Mike served in the United States Army Judge Advocate General’s Corp in Fort Sheridan, Illinois, Saigon and Quy Nhon, Vietnam and Taipei, Taiwan. After being honorably discharged from the Army in 1966, he took two trips around the world from September 1966 to March 1968. Mike’s continuing frustration in life was his inability to become fluent in French despite lessons in high school and college and studying with a private tutor in Paris. He was an associate at the New York law firm of Sullivan & Cromwell from 1968 to 1971. In 1971 he moved to Honolulu and became an associate and later a partner at Cades Schutte Fleming & Wright. Mike was the associate editor of the Tulane Law Review in 1962-63 and later published several articles dealing with corporation law, including a book on Hawaii corporation law that was part of a national series. In 1995 he retired from practicing law and moved to Addis Ababa, Ethiopia where he had a Fulbright Professorship to teach business law. In 1999 he moved to Cairo, Egypt where until 2002 he was the advisor to the Capital Markets Authority, the regulator of the Alexandria and Cairo stock exchanges, in a project of the United States Agency for International Development. After living in Africa, Mike moved to Clearwater, Florida, where he lived until early 2024. In 2006 he met Charles (Chuck) White, with whom he shared his life and love of travel, until Chuck’s death in 2023.

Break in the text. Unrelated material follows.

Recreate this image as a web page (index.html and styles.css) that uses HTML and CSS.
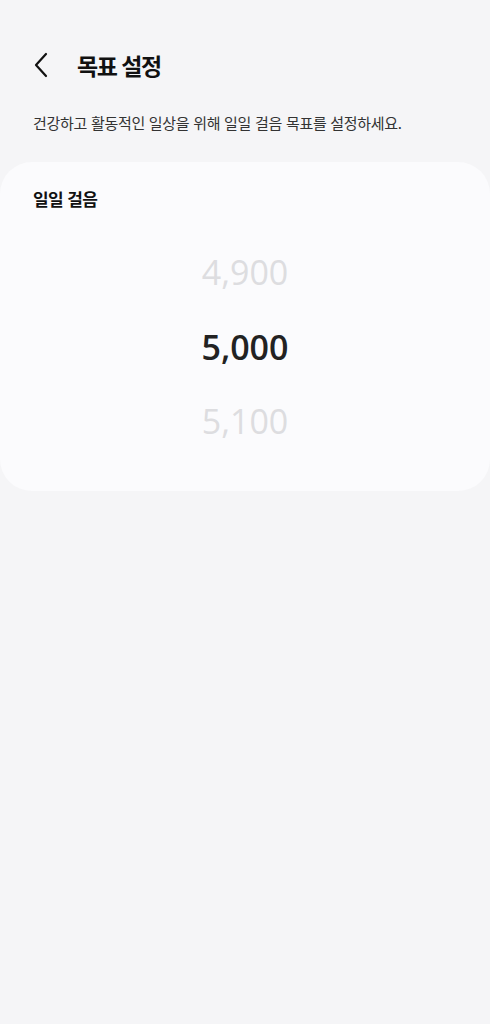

Mike was a member of the Episcopal Church and served on the Diocesan Council of Hawaii. He believed firmly that all persons are entitled to respect and equal opportunities. He recognized that as a white male growing up in the segregated South he had advantages denied to Black people and women. He worked to abolish their barriers, including a long comment at Tulane Law Review in 1963. In the summer of that year Mike clerked for Judge John Minor Wisdom of the Fifth Circuit Court of Appeals, working on U. S. v. Louisiana, a voting rights case. His work in Ethiopia was to encourage development of businesses as a way of alleviating poverty.
Mike’s two abiding hobbies were traveling to visit friends and family and to experience life in other countries and cultures, and railroading and trains. He fondly remembered a trip to Colorado when he was ten, when he saw Rocky Mountain National Park and rode the Pike’s Peak cog railway in the first of several visits. In high school Mike was founder and president of the travel club which went to Washington, D.C. for the second inauguration of President Eisenhower. He went on to make many trips around the world, visiting all seven continents and over 160 countries.
Mike will be cremated at Butterworth Funeral Home in Seattle, WA, and his ashes scattered at sea in Honolulu. Memorial donations may be made to Save the Children.